[Front-end source files]
════════════════════

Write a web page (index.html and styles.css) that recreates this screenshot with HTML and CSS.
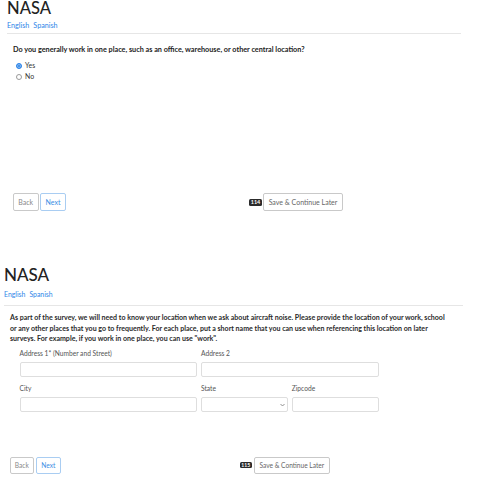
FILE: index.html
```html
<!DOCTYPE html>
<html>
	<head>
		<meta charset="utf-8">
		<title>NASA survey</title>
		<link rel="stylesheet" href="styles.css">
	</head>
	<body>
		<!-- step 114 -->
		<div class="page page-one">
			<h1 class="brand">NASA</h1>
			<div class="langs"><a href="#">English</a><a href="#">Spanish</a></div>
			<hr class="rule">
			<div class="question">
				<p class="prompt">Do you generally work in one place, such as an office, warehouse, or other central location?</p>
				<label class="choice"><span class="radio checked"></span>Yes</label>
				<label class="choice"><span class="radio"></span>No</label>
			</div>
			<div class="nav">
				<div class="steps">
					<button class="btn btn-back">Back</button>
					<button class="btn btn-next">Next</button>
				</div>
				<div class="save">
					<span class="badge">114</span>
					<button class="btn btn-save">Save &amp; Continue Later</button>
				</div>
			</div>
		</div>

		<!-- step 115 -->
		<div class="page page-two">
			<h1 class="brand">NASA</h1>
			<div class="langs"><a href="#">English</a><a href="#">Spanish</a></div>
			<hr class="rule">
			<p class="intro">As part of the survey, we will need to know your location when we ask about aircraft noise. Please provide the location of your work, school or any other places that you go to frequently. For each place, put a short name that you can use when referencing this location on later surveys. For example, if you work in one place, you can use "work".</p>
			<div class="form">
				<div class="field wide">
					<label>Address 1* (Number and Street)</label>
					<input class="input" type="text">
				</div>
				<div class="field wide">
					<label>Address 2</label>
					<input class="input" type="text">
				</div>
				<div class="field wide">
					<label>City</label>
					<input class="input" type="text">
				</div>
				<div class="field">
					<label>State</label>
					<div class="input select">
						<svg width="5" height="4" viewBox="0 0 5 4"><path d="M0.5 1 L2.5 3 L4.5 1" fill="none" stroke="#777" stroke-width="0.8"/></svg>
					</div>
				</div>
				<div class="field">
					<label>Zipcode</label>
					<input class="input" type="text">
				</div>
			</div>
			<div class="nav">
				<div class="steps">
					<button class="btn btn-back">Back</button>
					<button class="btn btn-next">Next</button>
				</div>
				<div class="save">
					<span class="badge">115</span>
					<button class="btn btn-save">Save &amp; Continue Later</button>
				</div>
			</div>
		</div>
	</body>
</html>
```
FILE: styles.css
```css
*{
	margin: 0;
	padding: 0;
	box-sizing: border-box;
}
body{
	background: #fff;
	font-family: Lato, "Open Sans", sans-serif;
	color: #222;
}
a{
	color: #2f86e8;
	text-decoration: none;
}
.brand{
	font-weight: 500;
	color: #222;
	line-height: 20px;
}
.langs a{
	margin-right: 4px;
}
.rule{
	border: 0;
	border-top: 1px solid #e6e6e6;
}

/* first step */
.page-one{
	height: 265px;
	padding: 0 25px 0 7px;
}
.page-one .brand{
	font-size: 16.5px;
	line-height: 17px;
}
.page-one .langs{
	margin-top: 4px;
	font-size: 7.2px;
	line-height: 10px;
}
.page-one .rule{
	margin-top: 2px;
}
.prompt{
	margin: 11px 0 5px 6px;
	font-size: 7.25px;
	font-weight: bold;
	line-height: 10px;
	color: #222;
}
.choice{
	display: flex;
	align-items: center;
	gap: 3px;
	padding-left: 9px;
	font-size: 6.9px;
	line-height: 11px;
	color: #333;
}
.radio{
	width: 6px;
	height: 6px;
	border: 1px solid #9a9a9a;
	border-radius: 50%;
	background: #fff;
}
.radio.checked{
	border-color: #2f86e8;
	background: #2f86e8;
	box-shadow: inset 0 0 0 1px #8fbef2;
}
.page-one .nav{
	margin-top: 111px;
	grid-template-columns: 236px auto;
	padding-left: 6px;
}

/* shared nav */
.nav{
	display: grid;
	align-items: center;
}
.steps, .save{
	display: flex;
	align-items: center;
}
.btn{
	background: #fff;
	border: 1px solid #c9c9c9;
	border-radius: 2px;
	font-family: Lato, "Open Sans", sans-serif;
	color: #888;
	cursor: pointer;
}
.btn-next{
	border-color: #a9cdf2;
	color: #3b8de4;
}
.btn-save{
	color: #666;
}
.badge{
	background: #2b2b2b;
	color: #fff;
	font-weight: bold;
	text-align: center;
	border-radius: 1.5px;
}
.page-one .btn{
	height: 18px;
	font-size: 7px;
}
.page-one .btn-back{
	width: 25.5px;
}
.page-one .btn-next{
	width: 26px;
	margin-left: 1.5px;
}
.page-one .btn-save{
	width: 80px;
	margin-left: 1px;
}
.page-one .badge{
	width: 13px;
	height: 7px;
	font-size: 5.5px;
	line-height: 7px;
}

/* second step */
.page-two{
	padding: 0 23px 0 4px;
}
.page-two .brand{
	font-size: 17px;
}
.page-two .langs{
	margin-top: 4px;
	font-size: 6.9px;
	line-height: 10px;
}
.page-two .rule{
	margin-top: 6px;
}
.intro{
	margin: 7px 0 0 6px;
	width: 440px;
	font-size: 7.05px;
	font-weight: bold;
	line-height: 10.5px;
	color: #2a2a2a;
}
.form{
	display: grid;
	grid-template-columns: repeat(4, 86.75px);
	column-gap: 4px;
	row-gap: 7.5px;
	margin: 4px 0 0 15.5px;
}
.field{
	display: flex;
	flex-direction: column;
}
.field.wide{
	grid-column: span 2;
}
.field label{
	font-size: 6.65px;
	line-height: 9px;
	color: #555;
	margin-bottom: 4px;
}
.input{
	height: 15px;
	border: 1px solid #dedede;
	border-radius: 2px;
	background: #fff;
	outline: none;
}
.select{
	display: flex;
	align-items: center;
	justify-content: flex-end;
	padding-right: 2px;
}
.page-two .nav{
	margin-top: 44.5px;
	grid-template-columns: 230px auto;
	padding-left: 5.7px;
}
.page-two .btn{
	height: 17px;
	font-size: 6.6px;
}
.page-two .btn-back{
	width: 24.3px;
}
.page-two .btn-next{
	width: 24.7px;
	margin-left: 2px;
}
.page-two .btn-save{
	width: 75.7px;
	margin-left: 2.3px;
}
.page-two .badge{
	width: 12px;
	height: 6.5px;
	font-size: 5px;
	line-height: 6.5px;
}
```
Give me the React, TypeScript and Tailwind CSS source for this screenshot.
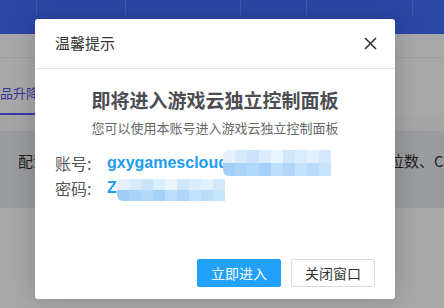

════════════════════

◆ Exercise directions ◆
Repeat the listing in full and exactly. Leave any pictures out.

◆ The output ◆
Write a web page (index.html and styles.css) that recreates this screenshot with HTML and CSS.
FILE: index.html
```html
<!DOCTYPE html>
<html>
	<head>
		<meta charset="utf-8">
		<title>NASA survey</title>
		<link rel="stylesheet" href="styles.css">
	</head>
	<body>
		<!-- step 114 -->
		<div class="page page-one">
			<h1 class="brand">NASA</h1>
			<div class="langs"><a href="#">English</a><a href="#">Spanish</a></div>
			<hr class="rule">
			<div class="question">
				<p class="prompt">Do you generally work in one place, such as an office, warehouse, or other central location?</p>
				<label class="choice"><span class="radio checked"></span>Yes</label>
				<label class="choice"><span class="radio"></span>No</label>
			</div>
			<div class="nav">
				<div class="steps">
					<button class="btn btn-back">Back</button>
					<button class="btn btn-next">Next</button>
				</div>
				<div class="save">
					<span class="badge">114</span>
					<button class="btn btn-save">Save &amp; Continue Later</button>
				</div>
			</div>
		</div>

		<!-- step 115 -->
		<div class="page page-two">
			<h1 class="brand">NASA</h1>
			<div class="langs"><a href="#">English</a><a href="#">Spanish</a></div>
			<hr class="rule">
			<p class="intro">As part of the survey, we will need to know your location when we ask about aircraft noise. Please provide the location of your work, school or any other places that you go to frequently. For each place, put a short name that you can use when referencing this location on later surveys. For example, if you work in one place, you can use "work".</p>
			<div class="form">
				<div class="field wide">
					<label>Address 1* (Number and Street)</label>
					<input class="input" type="text">
				</div>
				<div class="field wide">
					<label>Address 2</label>
					<input class="input" type="text">
				</div>
				<div class="field wide">
					<label>City</label>
					<input class="input" type="text">
				</div>
				<div class="field">
					<label>State</label>
					<div class="input select">
						<svg width="5" height="4" viewBox="0 0 5 4"><path d="M0.5 1 L2.5 3 L4.5 1" fill="none" stroke="#777" stroke-width="0.8"/></svg>
					</div>
				</div>
				<div class="field">
					<label>Zipcode</label>
					<input class="input" type="text">
				</div>
			</div>
			<div class="nav">
				<div class="steps">
					<button class="btn btn-back">Back</button>
					<button class="btn btn-next">Next</button>
				</div>
				<div class="save">
					<span class="badge">115</span>
					<button class="btn btn-save">Save &amp; Continue Later</button>
				</div>
			</div>
		</div>
	</body>
</html>
```
FILE: styles.css
```css
*{
	margin: 0;
	padding: 0;
	box-sizing: border-box;
}
body{
	background: #fff;
	font-family: Lato, "Open Sans", sans-serif;
	color: #222;
}
a{
	color: #2f86e8;
	text-decoration: none;
}
.brand{
	font-weight: 500;
	color: #222;
	line-height: 20px;
}
.langs a{
	margin-right: 4px;
}
.rule{
	border: 0;
	border-top: 1px solid #e6e6e6;
}

/* first step */
.page-one{
	height: 265px;
	padding: 0 25px 0 7px;
}
.page-one .brand{
	font-size: 16.5px;
	line-height: 17px;
}
.page-one .langs{
	margin-top: 4px;
	font-size: 7.2px;
	line-height: 10px;
}
.page-one .rule{
	margin-top: 2px;
}
.prompt{
	margin: 11px 0 5px 6px;
	font-size: 7.25px;
	font-weight: bold;
	line-height: 10px;
	color: #222;
}
.choice{
	display: flex;
	align-items: center;
	gap: 3px;
	padding-left: 9px;
	font-size: 6.9px;
	line-height: 11px;
	color: #333;
}
.radio{
	width: 6px;
	height: 6px;
	border: 1px solid #9a9a9a;
	border-radius: 50%;
	background: #fff;
}
.radio.checked{
	border-color: #2f86e8;
	background: #2f86e8;
	box-shadow: inset 0 0 0 1px #8fbef2;
}
.page-one .nav{
	margin-top: 111px;
	grid-template-columns: 236px auto;
	padding-left: 6px;
}

/* shared nav */
.nav{
	display: grid;
	align-items: center;
}
.steps, .save{
	display: flex;
	align-items: center;
}
.btn{
	background: #fff;
	border: 1px solid #c9c9c9;
	border-radius: 2px;
	font-family: Lato, "Open Sans", sans-serif;
	color: #888;
	cursor: pointer;
}
.btn-next{
	border-color: #a9cdf2;
	color: #3b8de4;
}
.btn-save{
	color: #666;
}
.badge{
	background: #2b2b2b;
	color: #fff;
	font-weight: bold;
	text-align: center;
	border-radius: 1.5px;
}
.page-one .btn{
	height: 18px;
	font-size: 7px;
}
.page-one .btn-back{
	width: 25.5px;
}
.page-one .btn-next{
	width: 26px;
	margin-left: 1.5px;
}
.page-one .btn-save{
	width: 80px;
	margin-left: 1px;
}
.page-one .badge{
	width: 13px;
	height: 7px;
	font-size: 5.5px;
	line-height: 7px;
}

/* second step */
.page-two{
	padding: 0 23px 0 4px;
}
.page-two .brand{
	font-size: 17px;
}
.page-two .langs{
	margin-top: 4px;
	font-size: 6.9px;
	line-height: 10px;
}
.page-two .rule{
	margin-top: 6px;
}
.intro{
	margin: 7px 0 0 6px;
	width: 440px;
	font-size: 7.05px;
	font-weight: bold;
	line-height: 10.5px;
	color: #2a2a2a;
}
.form{
	display: grid;
	grid-template-columns: repeat(4, 86.75px);
	column-gap: 4px;
	row-gap: 7.5px;
	margin: 4px 0 0 15.5px;
}
.field{
	display: flex;
	flex-direction: column;
}
.field.wide{
	grid-column: span 2;
}
.field label{
	font-size: 6.65px;
	line-height: 9px;
	color: #555;
	margin-bottom: 4px;
}
.input{
	height: 15px;
	border: 1px solid #dedede;
	border-radius: 2px;
	background: #fff;
	outline: none;
}
.select{
	display: flex;
	align-items: center;
	justify-content: flex-end;
	padding-right: 2px;
}
.page-two .nav{
	margin-top: 44.5px;
	grid-template-columns: 230px auto;
	padding-left: 5.7px;
}
.page-two .btn{
	height: 17px;
	font-size: 6.6px;
}
.page-two .btn-back{
	width: 24.3px;
}
.page-two .btn-next{
	width: 24.7px;
	margin-left: 2px;
}
.page-two .btn-save{
	width: 75.7px;
	margin-left: 2.3px;
}
.page-two .badge{
	width: 12px;
	height: 6.5px;
	font-size: 5px;
	line-height: 6.5px;
}
```
Give me the React, TypeScript and Tailwind CSS source for this screenshot.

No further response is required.